I sent my client two options for the nook and she quickly decided on the second one. There were some changes in the end that didn’t compromise the design, but that were made to preserve the budget and to account for discontinued items.
The Design Solution
Capitalizing on the width, we selected a low console without a crossbar. For some reason, I had trouble finding an abundance of these types of consoles last year, but I finally did. We wanted to utilize the space below the console to accommodate two ottomans. If you notice, the inspiration pic had garden stools underneath, but the ones we went with are upholstered and have the added benefit of storage inside. This is ideal for throwing in those last minute toys or kid’s socks we notice just before we open the door for guests.
Since the console is simple, I added lots of accessories to glam up the space. An artificial orchid keeps things low maintenance, while the canisters, tray with accessories and lamp speak to my client’s love for gold. If we were using a console that was more complex, I would have definitely reigned it back in the accessories department.
Although the hexagon mirror is small, it follows the lines of the angle of the stairs and keeps things functional. The mirror was one of the design elements that changed in the end because the original choice was discontinued. I hate when that happens!
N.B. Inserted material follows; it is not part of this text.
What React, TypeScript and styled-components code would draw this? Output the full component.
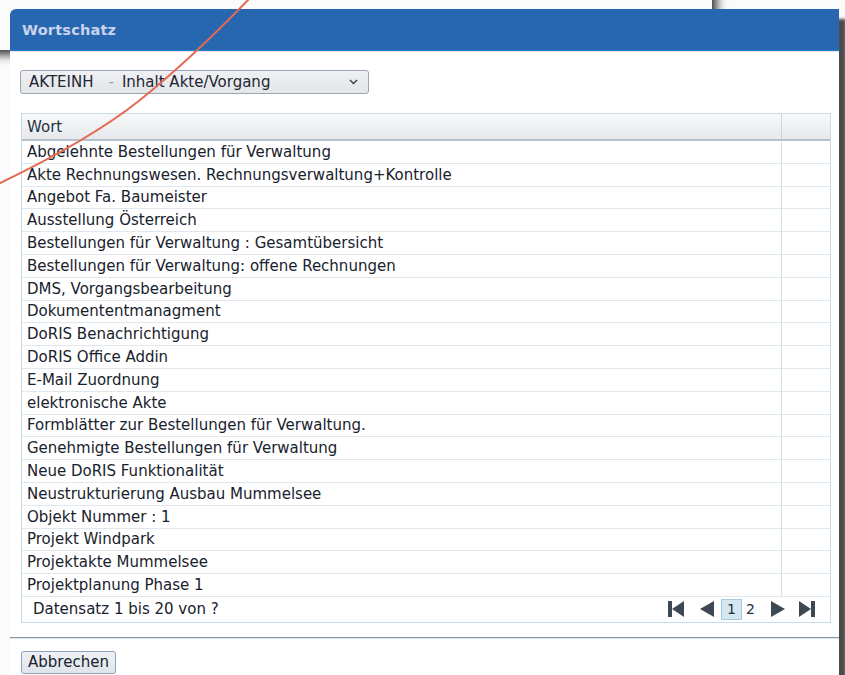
import React from "react";
import styled, { createGlobalStyle } from "styled-components";

const GlobalStyle = createGlobalStyle`
  html, body {
    margin: 0;
    padding: 0;
    background: #fbfbfb;
  }
  body {
    font-family: "DejaVu Sans", Verdana, sans-serif;
    font-size: 15px;
    color: #18222d;
  }
`;

const Desktop = styled.div`
  position: relative;
  width: 845px;
  height: 675px;
  overflow: hidden;
  padding: 9px 0 0 10px;
  box-sizing: border-box;
`;

/* a window lying underneath the dialog; only its shadow shows */
const BackWindow = styled.div`
  position: absolute;
  left: -30px;
  top: -30px;
  width: 742px;
  height: 80px;
  background: #fbfbfb;
  box-shadow: 4px 4px 10px rgba(20, 20, 20, 0.95);
  z-index: 0;
`;

const Dialog = styled.section`
  position: relative;
  z-index: 1;
  width: 829px;
  background: #ffffff;
  border-top-left-radius: 6px;
  box-shadow: 7px 10px 3px rgba(60, 60, 60, 0.92);
  display: flex;
  flex-direction: column;
`;

const TitleBar = styled.header`
  height: 41px;
  background: #2767b0;
  border-top-left-radius: 6px;
  border-bottom: 1px solid #1a86cf;
  display: flex;
  align-items: center;
  padding-left: 12px;
  color: #c9d3ec;
  font-weight: bold;
  font-size: 14.5px;
  letter-spacing: 0.2px;
`;

const Body = styled.div`
  border-top: 1px solid #f3d9e4;
  padding: 18px 10px 12px 10px;
  display: flex;
  flex-direction: column;
`;

const Select = styled.div`
  width: 349px;
  height: 24px;
  box-sizing: border-box;
  border: 1px solid #9aa5b1;
  border-radius: 3px;
  background: linear-gradient(#eef0f3, #e3e6ea);
  display: flex;
  align-items: center;
  padding: 0 10px 0 8px;
  color: #1e2630;
`;

const Code = styled.span`
  margin-right: 15px;
`;

const Dash = styled.span`
  color: #9aa2ab;
  margin-right: 8px;
`;

const SelectLabel = styled.span`
  flex: 1;
`;

const Table = styled.div`
  margin: 19px 0 0 1px;
  width: 808px;
  border: 1px solid #cbdbe6;
  display: flex;
  flex-direction: column;
`;

const HeadRow = styled.div`
  display: grid;
  grid-template-columns: 1fr 49px;
  height: 25px;
  background: linear-gradient(#f7f8f9, #e6e9ec);
  border-bottom: 2px solid #b6c3cc;
`;

const HeadCell = styled.div<{ $last?: boolean }>`
  display: flex;
  align-items: center;
  padding-left: 5px;
  color: #243140;
  border-left: ${(p) => (p.$last ? "1px solid #cad7e0" : "none")};
`;

const Row = styled.div`
  display: grid;
  grid-template-columns: 1fr 49px;
  height: 22.8px;
  box-sizing: border-box;
  border-bottom: 1px solid #dfe8ef;
`;

const Cell = styled.div<{ $last?: boolean }>`
  display: flex;
  align-items: center;
  padding-left: 5px;
  white-space: nowrap;
  color: #18222d;
  border-left: ${(p) => (p.$last ? "1px solid #d3dfe8" : "none")};
`;

const Footer = styled.div`
  height: 25px;
  display: flex;
  align-items: center;
  padding: 0 14px 0 11px;
`;

const Status = styled.span`
  flex: 1;
  color: #18222d;
`;

const Pager = styled.div`
  display: flex;
  align-items: center;
`;

const PagerIcon = styled.svg<{ $gap: number }>`
  width: 18px;
  height: 18px;
  margin-left: ${(p) => p.$gap}px;
  fill: #3e4852;
  display: block;
`;

const PageNumber = styled.span<{ $active?: boolean }>`
  display: inline-flex;
  align-items: center;
  justify-content: center;
  width: ${(p) => (p.$active ? 21 : 17)}px;
  height: 21px;
  margin-left: ${(p) => (p.$active ? 5 : 0)}px;
  box-sizing: border-box;
  font-size: 14px;
  color: #26303a;
  background: ${(p) => (p.$active ? "#d6e7f4" : "transparent")};
  border: 1px solid ${(p) => (p.$active ? "#a7c9e2" : "transparent")};
`;

const Divider = styled.div`
  margin: 14px -10px 0 -10px;
  border-top: 1px solid #8398aa;
  border-bottom: 1px solid #dde3e8;
`;

const Button = styled.button`
  margin: 12px 0 0 1px;
  align-self: flex-start;
  width: 95px;
  height: 23px;
  font-family: "DejaVu Sans", Verdana, sans-serif;
  font-size: 15px;
  color: #18222d;
  background: linear-gradient(#eef2f6, #dfe5eb);
  border: 1px solid #8ea3b6;
  border-radius: 3px;
  padding: 0;
`;

const Annotation = styled.svg`
  position: absolute;
  left: 0;
  top: 0;
  width: 260px;
  height: 190px;
  z-index: 3;
  pointer-events: none;
`;

const words = [
  "Abgelehnte Bestellungen für Verwaltung",
  "Akte Rechnungswesen. Rechnungsverwaltung+Kontrolle",
  "Angebot Fa. Baumeister",
  "Ausstellung Österreich",
  "Bestellungen für Verwaltung : Gesamtübersicht",
  "Bestellungen für Verwaltung: offene Rechnungen",
  "DMS, Vorgangsbearbeitung",
  "Dokumententmanagment",
  "DoRIS Benachrichtigung",
  "DoRIS Office Addin",
  "E-Mail Zuordnung",
  "elektronische Akte",
  "Formblätter zur Bestellungen für Verwaltung.",
  "Genehmigte Bestellungen für Verwaltung",
  "Neue DoRIS Funktionalität",
  "Neustrukturierung Ausbau Mummelsee",
  "Objekt Nummer : 1",
  "Projekt Windpark",
  "Projektakte Mummelsee",
  "Projektplanung Phase 1",
];

const Chevron = () => (
  <svg width="9" height="6" viewBox="0 0 9 6">
    <path d="M1 1 L4.5 4.5 L8 1" fill="none" stroke="#3a434c" strokeWidth="1.5" />
  </svg>
);

export default function App() {
  return (
    <>
      <GlobalStyle />
      <Desktop>
        <BackWindow />
        <Dialog>
          <TitleBar>Wortschatz</TitleBar>
          <Body>
            <Select>
              <Code>AKTEINH</Code>
              <Dash>-</Dash>
              <SelectLabel>Inhalt Akte/Vorgang</SelectLabel>
              <Chevron />
            </Select>

            <Table>
              <HeadRow>
                <HeadCell>Wort</HeadCell>
                <HeadCell $last />
              </HeadRow>
              {words.map((w) => (
                <Row key={w}>
                  <Cell>{w}</Cell>
                  <Cell $last />
                </Row>
              ))}
              <Footer>
                <Status>Datensatz 1 bis 20 von ?</Status>
                <Pager>
                  <PagerIcon $gap={0} viewBox="0 0 18 18">
                    <rect x="1" y="1" width="4" height="16" />
                    <path d="M17 1 L5 9 L17 17 Z" />
                  </PagerIcon>
                  <PagerIcon $gap={13} viewBox="0 0 18 18">
                    <path d="M16 1 L2 9 L16 17 Z" />
                  </PagerIcon>
                  <PageNumber $active>1</PageNumber>
                  <PageNumber>2</PageNumber>
                  <PagerIcon $gap={10} viewBox="0 0 18 18">
                    <path d="M2 1 L16 9 L2 17 Z" />
                  </PagerIcon>
                  <PagerIcon $gap={11} viewBox="0 0 18 18">
                    <path d="M1 1 L13 9 L1 17 Z" />
                    <rect x="13" y="1" width="4" height="16" />
                  </PagerIcon>
                </Pager>
              </Footer>
            </Table>

            <Divider />
            <Button>Abbrechen</Button>
          </Body>
        </Dialog>
        <Annotation viewBox="0 0 260 190">
          <path
            d="M251 -3 Q190 60 140 100 T -2 184"
            fill="none"
            stroke="#e56a52"
            strokeWidth="2"
            strokeLinecap="round"
          />
        </Annotation>
      </Desktop>
    </>
  );
}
But we still managed to make it work!
I initially toyed with the idea of a mini lamp (same exact lamp but just shorter), but my client went for the full size lamp and I am so glad she did. It balances the height on both sides of the console since the mirror and the lamp are relatively at the same eye level. A shorter lamp would have only served to further emphasize the obvious fact that the wall is angling down.
The doorway got a simple quatrefoil inspired rug with an artificial fiddle-leaf tree. I love real plants and flowers, but this busy family doesn’t have time to take care of them. And if my client is anything like me, she would kill the poor tree anyway. No green thumb here!
With some careful planning and simple but beautiful pieces, we made this formerly empty space inviting and welcoming for this young family. The entryway now sets the tone for this home, sending the message that this family is stylish but still very down to earth.
We are now on our way to making another space in this home beautiful – the dining room. I can’t wait to show you the before and after of that room!